> Exercise:
Nothing after the line with "string; fd?: string;" belongs in the copy; extract the lines below from the top through that line, pictures left out.

> Given data:

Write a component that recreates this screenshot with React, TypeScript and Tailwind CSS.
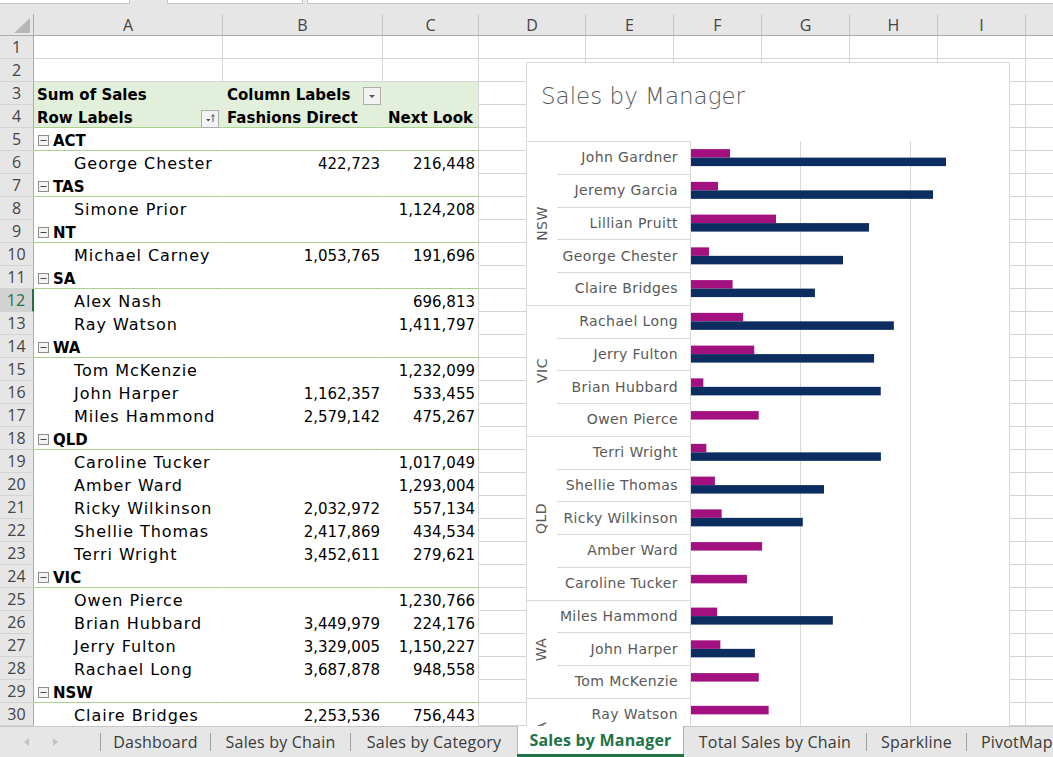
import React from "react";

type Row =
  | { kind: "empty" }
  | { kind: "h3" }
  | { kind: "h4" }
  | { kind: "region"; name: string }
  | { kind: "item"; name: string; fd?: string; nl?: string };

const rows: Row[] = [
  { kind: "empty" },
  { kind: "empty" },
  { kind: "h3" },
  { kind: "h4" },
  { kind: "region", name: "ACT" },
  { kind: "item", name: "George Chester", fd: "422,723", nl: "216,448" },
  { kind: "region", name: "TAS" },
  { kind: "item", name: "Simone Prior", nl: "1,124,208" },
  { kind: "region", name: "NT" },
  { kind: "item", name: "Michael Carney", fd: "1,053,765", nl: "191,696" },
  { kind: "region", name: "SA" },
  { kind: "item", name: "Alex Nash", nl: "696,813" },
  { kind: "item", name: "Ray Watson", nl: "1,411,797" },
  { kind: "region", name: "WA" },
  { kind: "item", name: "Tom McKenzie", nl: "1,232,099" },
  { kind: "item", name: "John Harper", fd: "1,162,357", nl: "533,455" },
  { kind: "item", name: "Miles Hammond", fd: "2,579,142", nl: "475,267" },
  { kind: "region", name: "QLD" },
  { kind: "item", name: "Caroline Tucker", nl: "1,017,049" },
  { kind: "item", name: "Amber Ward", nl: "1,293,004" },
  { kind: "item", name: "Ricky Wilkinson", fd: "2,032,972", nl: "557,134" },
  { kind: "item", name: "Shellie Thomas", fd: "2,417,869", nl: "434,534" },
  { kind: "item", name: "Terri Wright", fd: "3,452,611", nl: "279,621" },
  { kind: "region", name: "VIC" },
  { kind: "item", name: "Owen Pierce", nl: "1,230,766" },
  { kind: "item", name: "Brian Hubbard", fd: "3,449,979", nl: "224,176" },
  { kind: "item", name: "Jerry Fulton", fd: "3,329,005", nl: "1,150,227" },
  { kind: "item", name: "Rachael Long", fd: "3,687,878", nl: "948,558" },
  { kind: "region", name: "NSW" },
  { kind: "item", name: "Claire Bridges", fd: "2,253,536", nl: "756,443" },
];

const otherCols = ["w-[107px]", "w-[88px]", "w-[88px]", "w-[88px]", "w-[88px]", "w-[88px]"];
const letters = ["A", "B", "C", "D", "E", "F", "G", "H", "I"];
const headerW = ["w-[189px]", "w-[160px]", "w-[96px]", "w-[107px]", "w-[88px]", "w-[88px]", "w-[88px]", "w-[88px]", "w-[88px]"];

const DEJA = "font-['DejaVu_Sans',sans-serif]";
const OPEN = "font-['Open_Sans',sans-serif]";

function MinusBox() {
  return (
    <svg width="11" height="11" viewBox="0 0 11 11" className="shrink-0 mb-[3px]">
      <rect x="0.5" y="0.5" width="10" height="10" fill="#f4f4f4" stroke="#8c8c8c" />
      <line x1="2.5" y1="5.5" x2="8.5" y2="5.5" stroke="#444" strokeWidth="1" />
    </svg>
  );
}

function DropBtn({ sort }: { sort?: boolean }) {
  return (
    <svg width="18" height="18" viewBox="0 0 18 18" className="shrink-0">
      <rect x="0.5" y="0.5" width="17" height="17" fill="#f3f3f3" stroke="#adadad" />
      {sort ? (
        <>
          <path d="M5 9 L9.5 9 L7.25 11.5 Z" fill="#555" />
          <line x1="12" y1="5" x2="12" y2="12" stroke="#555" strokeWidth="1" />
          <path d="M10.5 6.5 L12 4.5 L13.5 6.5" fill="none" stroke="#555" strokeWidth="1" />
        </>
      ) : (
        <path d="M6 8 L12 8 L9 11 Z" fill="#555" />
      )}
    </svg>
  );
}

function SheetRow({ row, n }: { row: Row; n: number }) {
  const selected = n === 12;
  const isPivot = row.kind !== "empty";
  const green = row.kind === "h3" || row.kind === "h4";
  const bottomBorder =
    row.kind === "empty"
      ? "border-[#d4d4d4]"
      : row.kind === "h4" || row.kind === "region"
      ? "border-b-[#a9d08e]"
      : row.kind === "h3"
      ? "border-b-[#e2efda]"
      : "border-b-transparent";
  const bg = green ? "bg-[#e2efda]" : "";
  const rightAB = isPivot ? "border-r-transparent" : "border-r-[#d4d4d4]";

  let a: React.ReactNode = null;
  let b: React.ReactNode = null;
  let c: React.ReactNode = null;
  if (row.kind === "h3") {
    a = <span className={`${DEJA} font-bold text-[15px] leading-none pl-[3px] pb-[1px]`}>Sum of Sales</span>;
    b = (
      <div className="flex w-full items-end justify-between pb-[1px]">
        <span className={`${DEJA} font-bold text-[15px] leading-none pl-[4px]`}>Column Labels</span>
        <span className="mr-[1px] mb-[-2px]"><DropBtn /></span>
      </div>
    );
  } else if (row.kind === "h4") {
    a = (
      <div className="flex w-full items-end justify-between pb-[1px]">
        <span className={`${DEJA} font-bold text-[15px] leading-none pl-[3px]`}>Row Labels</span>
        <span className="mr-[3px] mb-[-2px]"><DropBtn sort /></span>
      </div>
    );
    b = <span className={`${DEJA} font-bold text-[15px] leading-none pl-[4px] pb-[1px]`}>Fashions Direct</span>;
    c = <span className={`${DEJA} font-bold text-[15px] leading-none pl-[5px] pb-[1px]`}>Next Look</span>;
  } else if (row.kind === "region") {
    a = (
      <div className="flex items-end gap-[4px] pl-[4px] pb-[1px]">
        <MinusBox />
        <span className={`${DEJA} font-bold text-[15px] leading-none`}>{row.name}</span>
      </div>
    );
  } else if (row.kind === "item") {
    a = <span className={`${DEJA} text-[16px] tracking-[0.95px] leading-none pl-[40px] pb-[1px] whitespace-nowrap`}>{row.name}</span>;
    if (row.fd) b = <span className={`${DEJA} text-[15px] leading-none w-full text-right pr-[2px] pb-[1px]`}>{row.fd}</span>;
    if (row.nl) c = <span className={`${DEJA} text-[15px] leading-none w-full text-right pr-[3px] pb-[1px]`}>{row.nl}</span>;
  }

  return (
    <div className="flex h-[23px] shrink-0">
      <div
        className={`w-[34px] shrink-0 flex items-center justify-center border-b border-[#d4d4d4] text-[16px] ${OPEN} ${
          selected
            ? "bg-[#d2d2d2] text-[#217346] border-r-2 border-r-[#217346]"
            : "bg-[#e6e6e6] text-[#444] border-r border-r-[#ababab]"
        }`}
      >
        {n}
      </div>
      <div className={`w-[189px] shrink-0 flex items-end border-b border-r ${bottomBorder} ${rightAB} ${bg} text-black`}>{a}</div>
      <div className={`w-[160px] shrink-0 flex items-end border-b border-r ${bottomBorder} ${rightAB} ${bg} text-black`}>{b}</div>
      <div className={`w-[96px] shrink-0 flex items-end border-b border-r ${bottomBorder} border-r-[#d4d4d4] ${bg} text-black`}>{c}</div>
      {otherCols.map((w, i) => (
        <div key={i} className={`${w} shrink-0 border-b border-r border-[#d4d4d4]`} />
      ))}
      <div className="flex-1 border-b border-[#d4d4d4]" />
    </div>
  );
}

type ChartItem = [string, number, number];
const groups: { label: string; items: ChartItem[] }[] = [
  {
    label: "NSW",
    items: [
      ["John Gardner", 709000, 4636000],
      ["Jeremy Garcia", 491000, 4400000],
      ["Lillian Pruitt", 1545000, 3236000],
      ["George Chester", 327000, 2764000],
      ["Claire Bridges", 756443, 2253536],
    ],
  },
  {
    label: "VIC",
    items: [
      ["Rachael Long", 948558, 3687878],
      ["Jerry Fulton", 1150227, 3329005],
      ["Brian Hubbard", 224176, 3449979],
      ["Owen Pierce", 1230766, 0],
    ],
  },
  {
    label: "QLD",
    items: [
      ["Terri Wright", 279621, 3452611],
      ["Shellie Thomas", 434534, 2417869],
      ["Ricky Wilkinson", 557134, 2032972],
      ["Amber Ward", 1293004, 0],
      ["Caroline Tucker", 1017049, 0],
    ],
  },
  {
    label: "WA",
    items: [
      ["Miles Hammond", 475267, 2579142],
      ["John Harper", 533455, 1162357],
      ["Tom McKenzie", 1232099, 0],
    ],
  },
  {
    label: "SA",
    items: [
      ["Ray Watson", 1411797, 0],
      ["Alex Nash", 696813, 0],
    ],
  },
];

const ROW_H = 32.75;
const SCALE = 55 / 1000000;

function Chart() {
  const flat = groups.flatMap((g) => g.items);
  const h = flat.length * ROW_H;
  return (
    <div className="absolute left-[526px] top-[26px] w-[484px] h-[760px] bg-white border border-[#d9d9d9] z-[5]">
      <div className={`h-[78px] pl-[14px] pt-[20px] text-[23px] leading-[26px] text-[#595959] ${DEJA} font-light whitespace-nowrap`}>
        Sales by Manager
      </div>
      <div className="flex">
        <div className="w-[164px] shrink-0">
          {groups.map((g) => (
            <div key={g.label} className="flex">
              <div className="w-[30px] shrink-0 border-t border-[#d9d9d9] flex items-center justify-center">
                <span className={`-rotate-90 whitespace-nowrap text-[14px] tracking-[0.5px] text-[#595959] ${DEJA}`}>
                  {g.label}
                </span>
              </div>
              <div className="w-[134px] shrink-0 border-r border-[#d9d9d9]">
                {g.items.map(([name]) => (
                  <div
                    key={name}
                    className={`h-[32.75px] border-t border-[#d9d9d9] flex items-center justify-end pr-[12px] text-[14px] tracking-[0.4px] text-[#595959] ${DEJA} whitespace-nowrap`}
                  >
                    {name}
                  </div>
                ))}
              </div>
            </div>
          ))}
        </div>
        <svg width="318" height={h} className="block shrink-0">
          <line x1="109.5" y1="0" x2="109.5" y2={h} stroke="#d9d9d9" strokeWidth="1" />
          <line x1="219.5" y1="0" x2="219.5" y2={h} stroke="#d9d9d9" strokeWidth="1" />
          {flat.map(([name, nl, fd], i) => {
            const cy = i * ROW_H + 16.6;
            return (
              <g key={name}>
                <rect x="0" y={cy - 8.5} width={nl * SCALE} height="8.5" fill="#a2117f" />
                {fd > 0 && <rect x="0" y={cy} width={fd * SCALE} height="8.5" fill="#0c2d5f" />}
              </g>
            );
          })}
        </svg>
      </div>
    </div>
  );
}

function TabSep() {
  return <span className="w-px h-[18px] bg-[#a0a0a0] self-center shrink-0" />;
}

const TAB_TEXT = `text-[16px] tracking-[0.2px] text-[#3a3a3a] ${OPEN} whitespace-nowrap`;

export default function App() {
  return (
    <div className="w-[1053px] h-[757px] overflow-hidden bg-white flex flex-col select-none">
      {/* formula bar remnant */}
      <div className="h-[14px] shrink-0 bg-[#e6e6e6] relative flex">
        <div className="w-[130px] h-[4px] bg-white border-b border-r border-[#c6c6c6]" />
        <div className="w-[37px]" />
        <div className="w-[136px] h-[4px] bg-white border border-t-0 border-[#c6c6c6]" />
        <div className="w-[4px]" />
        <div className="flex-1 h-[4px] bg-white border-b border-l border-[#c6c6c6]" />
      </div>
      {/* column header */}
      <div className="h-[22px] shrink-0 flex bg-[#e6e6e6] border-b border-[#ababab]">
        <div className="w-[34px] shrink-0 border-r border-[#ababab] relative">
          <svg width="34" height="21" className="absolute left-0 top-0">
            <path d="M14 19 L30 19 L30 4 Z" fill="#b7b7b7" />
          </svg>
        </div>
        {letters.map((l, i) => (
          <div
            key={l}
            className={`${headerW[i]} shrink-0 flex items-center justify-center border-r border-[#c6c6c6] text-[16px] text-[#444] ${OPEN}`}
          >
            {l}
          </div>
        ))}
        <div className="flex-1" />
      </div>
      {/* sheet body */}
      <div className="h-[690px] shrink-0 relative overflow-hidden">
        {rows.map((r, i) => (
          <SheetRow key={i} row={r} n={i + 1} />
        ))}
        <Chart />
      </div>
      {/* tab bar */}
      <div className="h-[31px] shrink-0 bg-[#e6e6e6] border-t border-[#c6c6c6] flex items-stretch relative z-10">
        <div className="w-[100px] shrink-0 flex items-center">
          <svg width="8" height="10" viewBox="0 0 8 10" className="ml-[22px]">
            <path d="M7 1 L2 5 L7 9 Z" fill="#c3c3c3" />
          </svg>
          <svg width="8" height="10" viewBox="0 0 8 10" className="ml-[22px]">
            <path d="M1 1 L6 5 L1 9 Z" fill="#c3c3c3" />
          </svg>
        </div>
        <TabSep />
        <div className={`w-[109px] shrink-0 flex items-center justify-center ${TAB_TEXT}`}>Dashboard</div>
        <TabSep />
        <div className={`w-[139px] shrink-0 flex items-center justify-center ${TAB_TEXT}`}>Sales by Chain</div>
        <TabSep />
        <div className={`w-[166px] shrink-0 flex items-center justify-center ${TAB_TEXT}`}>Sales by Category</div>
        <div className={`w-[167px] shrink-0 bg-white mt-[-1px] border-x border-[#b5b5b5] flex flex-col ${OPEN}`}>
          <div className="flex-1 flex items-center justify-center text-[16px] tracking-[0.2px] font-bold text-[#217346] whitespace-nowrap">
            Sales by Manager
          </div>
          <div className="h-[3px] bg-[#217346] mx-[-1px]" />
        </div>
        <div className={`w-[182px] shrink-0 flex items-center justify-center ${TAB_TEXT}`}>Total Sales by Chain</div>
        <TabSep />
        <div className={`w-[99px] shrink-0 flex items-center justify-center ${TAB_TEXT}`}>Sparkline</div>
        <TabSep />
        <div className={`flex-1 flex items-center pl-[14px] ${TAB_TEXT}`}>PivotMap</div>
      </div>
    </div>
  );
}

> Written reply:
Write a component that recreates this screenshot with React, TypeScript and Tailwind CSS.
import React from "react";

type Row =
  | { kind: "empty" }
  | { kind: "h3" }
  | { kind: "h4" }
  | { kind: "region"; name: string }
  | { kind: "item"; name: string; fd?: string; nl?: string };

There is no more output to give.